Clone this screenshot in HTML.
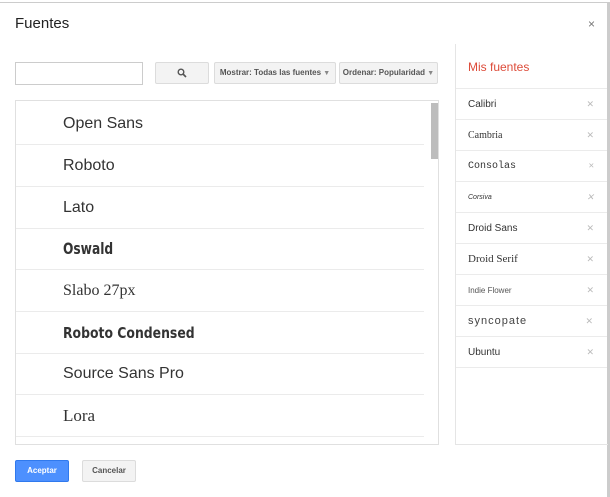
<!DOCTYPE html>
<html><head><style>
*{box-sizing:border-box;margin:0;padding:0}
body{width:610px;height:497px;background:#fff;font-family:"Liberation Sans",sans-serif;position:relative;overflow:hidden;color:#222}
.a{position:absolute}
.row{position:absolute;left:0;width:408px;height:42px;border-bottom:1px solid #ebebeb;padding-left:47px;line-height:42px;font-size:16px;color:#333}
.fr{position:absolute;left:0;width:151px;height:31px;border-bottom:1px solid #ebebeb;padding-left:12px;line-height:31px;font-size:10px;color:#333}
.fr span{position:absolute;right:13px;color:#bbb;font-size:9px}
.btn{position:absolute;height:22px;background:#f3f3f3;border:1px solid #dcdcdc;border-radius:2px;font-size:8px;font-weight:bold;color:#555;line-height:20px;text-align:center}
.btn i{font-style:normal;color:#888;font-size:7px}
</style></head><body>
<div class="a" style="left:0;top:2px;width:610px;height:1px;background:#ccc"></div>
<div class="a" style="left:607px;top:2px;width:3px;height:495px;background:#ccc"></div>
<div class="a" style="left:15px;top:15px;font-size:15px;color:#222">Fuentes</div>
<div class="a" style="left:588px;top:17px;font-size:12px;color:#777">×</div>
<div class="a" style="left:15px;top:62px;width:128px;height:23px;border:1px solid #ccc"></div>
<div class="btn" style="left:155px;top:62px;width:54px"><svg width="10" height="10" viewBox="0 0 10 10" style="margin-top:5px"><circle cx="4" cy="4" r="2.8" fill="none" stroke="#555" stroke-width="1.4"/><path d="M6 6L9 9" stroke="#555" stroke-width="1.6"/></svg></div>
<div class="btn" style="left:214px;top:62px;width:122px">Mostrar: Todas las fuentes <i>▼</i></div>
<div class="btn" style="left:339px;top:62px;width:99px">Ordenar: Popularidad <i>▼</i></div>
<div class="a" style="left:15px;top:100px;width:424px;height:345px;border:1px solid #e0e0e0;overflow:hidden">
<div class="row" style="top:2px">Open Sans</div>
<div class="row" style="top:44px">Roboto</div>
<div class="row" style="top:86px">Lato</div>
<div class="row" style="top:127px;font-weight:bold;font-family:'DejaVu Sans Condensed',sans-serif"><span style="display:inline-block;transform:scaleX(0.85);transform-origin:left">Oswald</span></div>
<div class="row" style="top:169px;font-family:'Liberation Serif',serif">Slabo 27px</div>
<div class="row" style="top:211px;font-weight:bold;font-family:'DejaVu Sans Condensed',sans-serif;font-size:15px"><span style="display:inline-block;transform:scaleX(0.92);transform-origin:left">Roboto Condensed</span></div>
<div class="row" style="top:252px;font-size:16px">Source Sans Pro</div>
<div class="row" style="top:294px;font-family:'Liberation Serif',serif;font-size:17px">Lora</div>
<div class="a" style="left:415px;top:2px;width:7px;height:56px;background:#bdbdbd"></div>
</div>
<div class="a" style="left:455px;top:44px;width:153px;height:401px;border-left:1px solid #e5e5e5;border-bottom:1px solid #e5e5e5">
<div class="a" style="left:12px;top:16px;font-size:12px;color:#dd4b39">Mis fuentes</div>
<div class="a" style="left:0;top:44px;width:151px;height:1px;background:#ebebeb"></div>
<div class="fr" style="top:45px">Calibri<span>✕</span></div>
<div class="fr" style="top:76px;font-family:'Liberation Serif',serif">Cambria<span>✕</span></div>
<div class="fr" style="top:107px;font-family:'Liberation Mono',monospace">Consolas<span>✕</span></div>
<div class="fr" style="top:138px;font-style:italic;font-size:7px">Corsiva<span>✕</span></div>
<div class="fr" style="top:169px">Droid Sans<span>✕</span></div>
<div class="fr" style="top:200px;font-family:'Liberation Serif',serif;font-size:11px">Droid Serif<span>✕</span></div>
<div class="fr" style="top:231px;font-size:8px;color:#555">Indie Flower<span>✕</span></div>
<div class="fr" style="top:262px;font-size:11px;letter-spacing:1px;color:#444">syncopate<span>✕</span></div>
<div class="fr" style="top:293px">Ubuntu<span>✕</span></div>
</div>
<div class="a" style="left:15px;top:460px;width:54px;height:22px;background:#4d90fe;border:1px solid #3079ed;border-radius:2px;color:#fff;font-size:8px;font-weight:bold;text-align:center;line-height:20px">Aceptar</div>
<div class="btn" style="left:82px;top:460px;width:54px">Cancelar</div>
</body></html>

____________

TASK STATEMENT
Reproduce the material word for word, minus the images.

RESPONSE TO THE TASK
Clone this screenshot in HTML.
<!DOCTYPE html>
<html><head><style>
*{box-sizing:border-box;margin:0;padding:0}
body{width:610px;height:497px;background:#fff;font-family:"Liberation Sans",sans-serif;position:relative;overflow:hidden;color:#222}
.a{position:absolute}
.row{position:absolute;left:0;width:408px;height:42px;border-bottom:1px solid #ebebeb;padding-left:47px;line-height:42px;font-size:16px;color:#333}
.fr{position:absolute;left:0;width:151px;height:31px;border-bottom:1px solid #ebebeb;padding-left:12px;line-height:31px;font-size:10px;color:#333}
.fr span{position:absolute;right:13px;color:#bbb;font-size:9px}
.btn{position:absolute;height:22px;background:#f3f3f3;border:1px solid #dcdcdc;border-radius:2px;font-size:8px;font-weight:bold;color:#555;line-height:20px;text-align:center}
.btn i{font-style:normal;color:#888;font-size:7px}
</style></head><body>
<div class="a" style="left:0;top:2px;width:610px;height:1px;background:#ccc"></div>
<div class="a" style="left:607px;top:2px;width:3px;height:495px;background:#ccc"></div>
<div class="a" style="left:15px;top:15px;font-size:15px;color:#222">Fuentes</div>
<div class="a" style="left:588px;top:17px;font-size:12px;color:#777">×</div>
<div class="a" style="left:15px;top:62px;width:128px;height:23px;border:1px solid #ccc"></div>
<div class="btn" style="left:155px;top:62px;width:54px"><svg width="10" height="10" viewBox="0 0 10 10" style="margin-top:5px"><circle cx="4" cy="4" r="2.8" fill="none" stroke="#555" stroke-width="1.4"/><path d="M6 6L9 9" stroke="#555" stroke-width="1.6"/></svg></div>
<div class="btn" style="left:214px;top:62px;width:122px">Mostrar: Todas las fuentes <i>▼</i></div>
<div class="btn" style="left:339px;top:62px;width:99px">Ordenar: Popularidad <i>▼</i></div>
<div class="a" style="left:15px;top:100px;width:424px;height:345px;border:1px solid #e0e0e0;overflow:hidden">
<div class="row" style="top:2px">Open Sans</div>
<div class="row" style="top:44px">Roboto</div>
<div class="row" style="top:86px">Lato</div>
<div class="row" style="top:127px;font-weight:bold;font-family:'DejaVu Sans Condensed',sans-serif"><span style="display:inline-block;transform:scaleX(0.85);transform-origin:left">Oswald</span></div>
<div class="row" style="top:169px;font-family:'Liberation Serif',serif">Slabo 27px</div>
<div class="row" style="top:211px;font-weight:bold;font-family:'DejaVu Sans Condensed',sans-serif;font-size:15px"><span style="display:inline-block;transform:scaleX(0.92);transform-origin:left">Roboto Condensed</span></div>
<div class="row" style="top:252px;font-size:16px">Source Sans Pro</div>
<div class="row" style="top:294px;font-family:'Liberation Serif',serif;font-size:17px">Lora</div>
<div class="a" style="left:415px;top:2px;width:7px;height:56px;background:#bdbdbd"></div>
</div>
<div class="a" style="left:455px;top:44px;width:153px;height:401px;border-left:1px solid #e5e5e5;border-bottom:1px solid #e5e5e5">
<div class="a" style="left:12px;top:16px;font-size:12px;color:#dd4b39">Mis fuentes</div>
<div class="a" style="left:0;top:44px;width:151px;height:1px;background:#ebebeb"></div>
<div class="fr" style="top:45px">Calibri<span>✕</span></div>
<div class="fr" style="top:76px;font-family:'Liberation Serif',serif">Cambria<span>✕</span></div>
<div class="fr" style="top:107px;font-family:'Liberation Mono',monospace">Consolas<span>✕</span></div>
<div class="fr" style="top:138px;font-style:italic;font-size:7px">Corsiva<span>✕</span></div>
<div class="fr" style="top:169px">Droid Sans<span>✕</span></div>
<div class="fr" style="top:200px;font-family:'Liberation Serif',serif;font-size:11px">Droid Serif<span>✕</span></div>
<div class="fr" style="top:231px;font-size:8px;color:#555">Indie Flower<span>✕</span></div>
<div class="fr" style="top:262px;font-size:11px;letter-spacing:1px;color:#444">syncopate<span>✕</span></div>
<div class="fr" style="top:293px">Ubuntu<span>✕</span></div>
</div>
<div class="a" style="left:15px;top:460px;width:54px;height:22px;background:#4d90fe;border:1px solid #3079ed;border-radius:2px;color:#fff;font-size:8px;font-weight:bold;text-align:center;line-height:20px">Aceptar</div>
<div class="btn" style="left:82px;top:460px;width:54px">Cancelar</div>
</body></html>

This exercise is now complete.